Getting to the Bottom Of CEO Compensation
Since markets turned shaky, a new round of jawflapping about the unseemliness of executive compensation practices has gathered steam. One business magazine that shall remain nameless even called it “The Great CEO Pay Heist.” Of particular fanfare was Apple’s bestowal on Steve Jobs of a stock-option package valued at $548 million. Something clearly has come loose, hasn’t it?
Yes, but this emblematic phenomenon of our times has yet to be explained in any convincing fashion, despite much gnashing of bicuspids. We’re told that CEOs are greedy, but who isn’t? We’re told that boards and compensation consultants are too cozy with management, but cronyism is a human constant and U.S. companies have a reputation for being the most shareholder-responsive in the world.
Let us clear away some of the false gods and standard sophistries. CEO pay is not an attempt to set up a “right” moral universe, though much writing on the subject speaks the language of reward and punishment. The purpose is behavior modification, to shoo management toward an obsession with the share price.
Somehow this idea is hard for people to take aboard. They roll their eyes and talk about “moving the goalposts” when, for instance, companies adjust management’s options to make up for an unexpected drop in the stock price. But the carping is silly. If it makes sense to dangle a pre-emptory share-price incentive in front of executives when times are good, it makes sense when times are bad. And managers aren’t slaves. They’ll just go work someplace else if their options are hopelessly out of the money.
No less misguided is the argument that companies should be required to take a charge against earnings for the imputed cost of management’s stock options. Fans love this proposal not because it would make accounting sense but because it would be embarrassing to CEOs.
Unfortunately, the idea is wrong as a matter of accounting logic. Executive stock options are not paid for out of earnings or revenues. Properly understood, options are a transaction outside the business between shareholders and their hired guns. Shareholders certainly suffer a real cost in giving up some of their ownership to management, but redistributing the pie in this way doesn’t create a new claim on revenues or impinge on profits.
This may seem unduly technical for a family newspaper, but it explains why markets have been relatively relaxed about CEO compensation even as the media and social critics go berserk. Investors may or may not understand that dilution is hanging over their companies, but they get compensated automatically anyway because management’s options become valuable only when and if the stock rises enough to hit the target price.
Hence the biggest canard of all, the claim that stock prices would plummet across the board if the “true cost” of management options were deducted from earnings, as if accounting semantics somehow determine underlying realities. This prediction might at least be right for the wrong reasons if wool was being pulled over the market’s eyes. But it isn’t. Studies show that companies that award large numbers of options pay a price in the market for the impending dilution — as they should.

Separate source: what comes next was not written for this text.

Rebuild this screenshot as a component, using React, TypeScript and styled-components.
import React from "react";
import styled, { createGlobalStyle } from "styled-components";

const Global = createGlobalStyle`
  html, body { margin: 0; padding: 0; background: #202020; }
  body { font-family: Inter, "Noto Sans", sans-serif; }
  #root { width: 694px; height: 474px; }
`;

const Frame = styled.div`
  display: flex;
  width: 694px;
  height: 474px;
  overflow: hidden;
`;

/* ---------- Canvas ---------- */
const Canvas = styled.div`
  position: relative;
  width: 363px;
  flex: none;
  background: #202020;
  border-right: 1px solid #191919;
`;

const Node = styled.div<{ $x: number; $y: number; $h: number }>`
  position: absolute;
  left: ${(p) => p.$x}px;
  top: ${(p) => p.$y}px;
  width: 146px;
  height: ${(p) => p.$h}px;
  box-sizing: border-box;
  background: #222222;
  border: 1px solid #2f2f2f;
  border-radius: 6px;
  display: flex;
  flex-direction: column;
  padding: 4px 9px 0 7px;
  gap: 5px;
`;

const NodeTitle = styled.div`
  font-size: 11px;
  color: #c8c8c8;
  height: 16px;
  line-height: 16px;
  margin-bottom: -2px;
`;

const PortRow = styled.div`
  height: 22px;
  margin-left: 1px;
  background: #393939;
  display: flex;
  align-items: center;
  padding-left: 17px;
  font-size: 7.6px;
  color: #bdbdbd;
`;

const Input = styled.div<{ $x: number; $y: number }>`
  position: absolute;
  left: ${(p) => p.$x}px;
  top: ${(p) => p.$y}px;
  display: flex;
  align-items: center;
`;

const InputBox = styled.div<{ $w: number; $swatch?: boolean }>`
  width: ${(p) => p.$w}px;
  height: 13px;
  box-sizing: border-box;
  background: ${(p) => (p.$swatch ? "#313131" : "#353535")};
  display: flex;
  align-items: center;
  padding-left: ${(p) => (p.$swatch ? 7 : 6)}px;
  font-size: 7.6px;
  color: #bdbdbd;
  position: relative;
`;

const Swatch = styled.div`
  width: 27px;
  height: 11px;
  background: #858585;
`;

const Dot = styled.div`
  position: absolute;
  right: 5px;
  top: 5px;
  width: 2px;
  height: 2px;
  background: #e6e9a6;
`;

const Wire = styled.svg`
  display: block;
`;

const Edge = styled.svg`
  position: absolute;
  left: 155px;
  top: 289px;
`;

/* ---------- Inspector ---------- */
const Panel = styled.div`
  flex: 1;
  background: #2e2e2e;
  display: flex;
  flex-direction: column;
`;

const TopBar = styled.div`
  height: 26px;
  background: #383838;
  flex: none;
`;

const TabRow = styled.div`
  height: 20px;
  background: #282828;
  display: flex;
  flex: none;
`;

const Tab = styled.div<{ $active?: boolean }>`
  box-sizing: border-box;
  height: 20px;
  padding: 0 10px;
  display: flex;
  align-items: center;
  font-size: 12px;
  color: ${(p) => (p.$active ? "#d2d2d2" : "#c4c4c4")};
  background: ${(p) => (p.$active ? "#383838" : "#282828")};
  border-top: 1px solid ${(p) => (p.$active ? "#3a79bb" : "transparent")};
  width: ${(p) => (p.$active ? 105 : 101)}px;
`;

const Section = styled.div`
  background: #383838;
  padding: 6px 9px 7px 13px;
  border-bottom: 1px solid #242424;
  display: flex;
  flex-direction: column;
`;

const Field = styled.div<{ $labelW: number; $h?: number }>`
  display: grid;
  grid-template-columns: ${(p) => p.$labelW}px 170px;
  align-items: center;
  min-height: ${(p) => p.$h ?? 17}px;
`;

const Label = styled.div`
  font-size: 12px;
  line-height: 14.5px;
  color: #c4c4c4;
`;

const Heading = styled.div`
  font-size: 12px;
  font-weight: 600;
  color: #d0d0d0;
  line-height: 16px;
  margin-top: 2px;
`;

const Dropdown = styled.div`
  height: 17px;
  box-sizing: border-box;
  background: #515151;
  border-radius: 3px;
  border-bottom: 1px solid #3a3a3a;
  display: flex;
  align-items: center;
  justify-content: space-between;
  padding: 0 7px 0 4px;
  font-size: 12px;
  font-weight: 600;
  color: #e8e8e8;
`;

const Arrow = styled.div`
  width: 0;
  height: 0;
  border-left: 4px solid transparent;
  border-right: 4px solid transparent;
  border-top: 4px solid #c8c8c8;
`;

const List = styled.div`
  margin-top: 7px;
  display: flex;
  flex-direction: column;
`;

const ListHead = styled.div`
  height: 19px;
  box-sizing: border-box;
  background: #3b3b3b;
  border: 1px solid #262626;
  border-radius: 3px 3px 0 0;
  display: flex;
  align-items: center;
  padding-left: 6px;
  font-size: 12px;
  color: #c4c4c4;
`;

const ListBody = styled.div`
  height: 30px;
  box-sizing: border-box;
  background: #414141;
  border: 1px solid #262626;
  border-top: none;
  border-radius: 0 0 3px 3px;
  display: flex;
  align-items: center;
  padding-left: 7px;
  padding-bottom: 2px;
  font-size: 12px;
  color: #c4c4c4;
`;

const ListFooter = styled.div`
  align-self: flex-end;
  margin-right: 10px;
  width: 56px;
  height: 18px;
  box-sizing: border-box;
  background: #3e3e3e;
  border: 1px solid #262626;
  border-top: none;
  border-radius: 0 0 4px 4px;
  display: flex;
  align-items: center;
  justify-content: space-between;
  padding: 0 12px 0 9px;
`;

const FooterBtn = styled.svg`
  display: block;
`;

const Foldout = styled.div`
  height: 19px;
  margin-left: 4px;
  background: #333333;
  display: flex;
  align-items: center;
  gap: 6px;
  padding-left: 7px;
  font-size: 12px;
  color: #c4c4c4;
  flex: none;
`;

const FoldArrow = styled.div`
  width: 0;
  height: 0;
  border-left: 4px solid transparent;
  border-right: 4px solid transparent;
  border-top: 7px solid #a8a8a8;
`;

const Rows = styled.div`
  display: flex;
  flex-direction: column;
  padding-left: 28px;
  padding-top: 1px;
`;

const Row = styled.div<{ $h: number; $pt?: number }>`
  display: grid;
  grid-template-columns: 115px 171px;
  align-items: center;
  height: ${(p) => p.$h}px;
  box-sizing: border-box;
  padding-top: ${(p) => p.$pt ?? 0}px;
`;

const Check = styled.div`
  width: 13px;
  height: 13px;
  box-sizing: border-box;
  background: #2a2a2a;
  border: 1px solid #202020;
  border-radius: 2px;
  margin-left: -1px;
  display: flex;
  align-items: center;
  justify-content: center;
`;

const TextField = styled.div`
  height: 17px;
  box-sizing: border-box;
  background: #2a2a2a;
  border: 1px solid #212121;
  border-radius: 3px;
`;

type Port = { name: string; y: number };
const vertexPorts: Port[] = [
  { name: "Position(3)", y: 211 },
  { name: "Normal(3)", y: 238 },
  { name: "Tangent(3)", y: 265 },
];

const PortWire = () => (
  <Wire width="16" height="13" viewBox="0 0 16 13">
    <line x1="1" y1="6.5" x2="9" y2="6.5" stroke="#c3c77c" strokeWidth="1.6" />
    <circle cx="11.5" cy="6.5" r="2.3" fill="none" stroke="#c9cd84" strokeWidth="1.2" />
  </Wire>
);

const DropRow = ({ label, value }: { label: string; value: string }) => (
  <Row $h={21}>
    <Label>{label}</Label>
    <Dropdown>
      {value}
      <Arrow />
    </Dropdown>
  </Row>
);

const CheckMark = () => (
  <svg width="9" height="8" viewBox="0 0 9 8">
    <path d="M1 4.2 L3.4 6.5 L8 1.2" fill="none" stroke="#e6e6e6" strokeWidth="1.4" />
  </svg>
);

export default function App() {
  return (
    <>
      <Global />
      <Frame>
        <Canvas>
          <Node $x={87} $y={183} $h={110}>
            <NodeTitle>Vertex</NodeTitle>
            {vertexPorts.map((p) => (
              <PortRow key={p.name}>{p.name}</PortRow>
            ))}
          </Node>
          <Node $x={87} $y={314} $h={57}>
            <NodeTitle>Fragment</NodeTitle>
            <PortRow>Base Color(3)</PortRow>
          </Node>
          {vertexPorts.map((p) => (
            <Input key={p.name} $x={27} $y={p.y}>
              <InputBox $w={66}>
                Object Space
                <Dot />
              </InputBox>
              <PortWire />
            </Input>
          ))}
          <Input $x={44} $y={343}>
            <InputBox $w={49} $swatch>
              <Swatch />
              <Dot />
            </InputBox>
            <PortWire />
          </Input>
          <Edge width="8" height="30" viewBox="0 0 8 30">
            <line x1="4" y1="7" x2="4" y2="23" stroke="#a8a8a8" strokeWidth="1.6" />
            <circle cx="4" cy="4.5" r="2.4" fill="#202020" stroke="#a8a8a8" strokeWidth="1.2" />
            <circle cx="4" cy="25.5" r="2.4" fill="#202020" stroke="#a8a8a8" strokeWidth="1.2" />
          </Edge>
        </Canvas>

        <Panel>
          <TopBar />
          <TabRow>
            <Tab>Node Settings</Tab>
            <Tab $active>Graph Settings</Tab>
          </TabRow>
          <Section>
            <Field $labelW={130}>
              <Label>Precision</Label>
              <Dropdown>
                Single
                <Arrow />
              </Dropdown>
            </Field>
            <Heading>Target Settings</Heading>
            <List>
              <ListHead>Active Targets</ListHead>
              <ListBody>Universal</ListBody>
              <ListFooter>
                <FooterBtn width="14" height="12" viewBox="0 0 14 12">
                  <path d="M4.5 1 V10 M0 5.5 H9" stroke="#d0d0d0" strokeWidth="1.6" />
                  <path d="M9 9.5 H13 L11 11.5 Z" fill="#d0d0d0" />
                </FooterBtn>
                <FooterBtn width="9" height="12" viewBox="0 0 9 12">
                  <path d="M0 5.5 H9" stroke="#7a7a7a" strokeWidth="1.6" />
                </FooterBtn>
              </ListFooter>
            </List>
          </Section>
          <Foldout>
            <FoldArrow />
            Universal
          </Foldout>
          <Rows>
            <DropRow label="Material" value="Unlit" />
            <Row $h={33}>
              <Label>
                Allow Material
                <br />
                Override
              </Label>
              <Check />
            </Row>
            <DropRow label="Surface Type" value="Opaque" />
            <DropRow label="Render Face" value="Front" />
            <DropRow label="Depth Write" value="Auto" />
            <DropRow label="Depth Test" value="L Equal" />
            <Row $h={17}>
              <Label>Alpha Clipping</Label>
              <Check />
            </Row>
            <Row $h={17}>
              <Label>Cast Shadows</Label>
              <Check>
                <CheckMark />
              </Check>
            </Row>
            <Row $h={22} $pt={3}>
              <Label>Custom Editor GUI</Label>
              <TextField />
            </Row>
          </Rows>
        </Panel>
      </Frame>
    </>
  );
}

The real question is why options packages have to keep getting bigger and bigger so boards can recruit or retain the CEOs they want.
Take Mr. Jobs. In theory the world is not short of talented leaders who might find a profitable future for Apple Computer, but the market doesn’t know who they are. In the known universe of available CEOs Mr. Jobs is leaps ahead of anyone else. Indeed, investors at this point would probably abandon faith in Apple’s survival as an independent company if Mr. Jobs were, say, struck down by a meteorite.

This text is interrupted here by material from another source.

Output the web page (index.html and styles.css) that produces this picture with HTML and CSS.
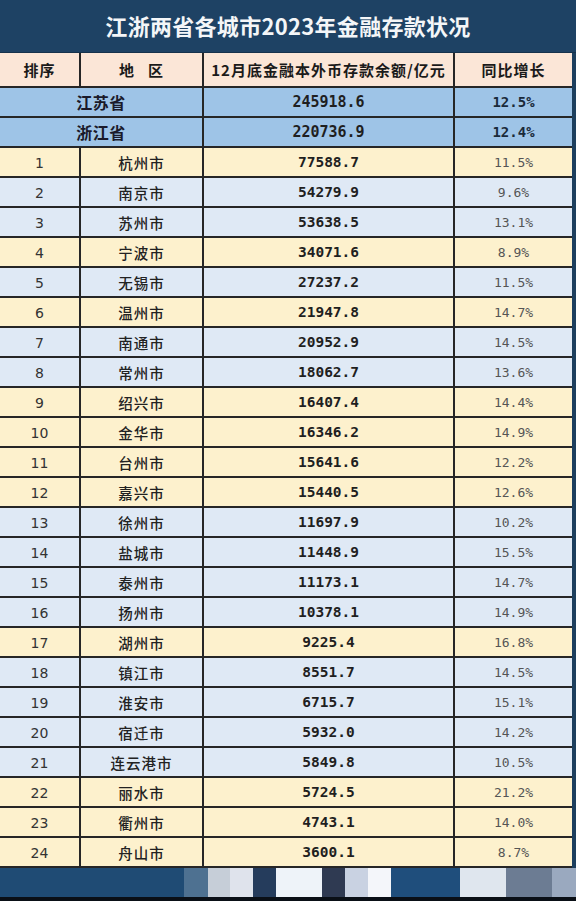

Or take the six-year striptease by which GE settled on Jeffrey Immelt to succeed Jack Welch. This was about more than just due diligence — it was about creating a ritual to transfer Mr. Welch’s mystique to his successor.
Such examples testify to the power of managerial celebrity in a market made up of millions of investors. After all, a company’s share price is nothing more than a collective vote of confidence in its future, and what do investors have to go by but management’s record and reputation? Especially since so much of a company’s value these days depends on the intangible qualities of its decision-making and alertness to opportunity.
So the advent of people’s capitalism goes a long way toward explaining why boards will offer the moon and stars to a CEO who appears to have the market’s blessing. But an important countervailing force has gone missing.
It’s no accident that dangling desperately large stock incentives in front of management has become the main way of controlling the corporation since another avenue, the hostile takeover, was closed off in the early 1990s. Herein lies the best fix.
Think about the dilemma facing Disney’s board: It’s hard to imagine whom it could find and peddle to the market as a Michael Eisner replacement, so the board goes on paying him big bucks to stick around. But somewhere an unknown entrepreneur with a plan could be making the rounds among deep-pocketed investors to finance a run at the company.
Better than railing about CEO pay would be reopening the market for corporate control. Nothing would do more to redress the imbalance of power that puts CEOs in the catbird seat. Several large pension funds are already lobbying the stock exchanges to require companies to put their compensation schemes up for shareholder vote. This is OK as far as it goes, but big investors should be pushing harder to force companies to dismantle their poison pills and other antitakeover defenses.
Executive compensation might not drop overnight, but an important form of negative sanction would be restored once the takeover market is resuscitated. Shareholders wouldn’t be stuck relying entirely on bribes to get management’s attention.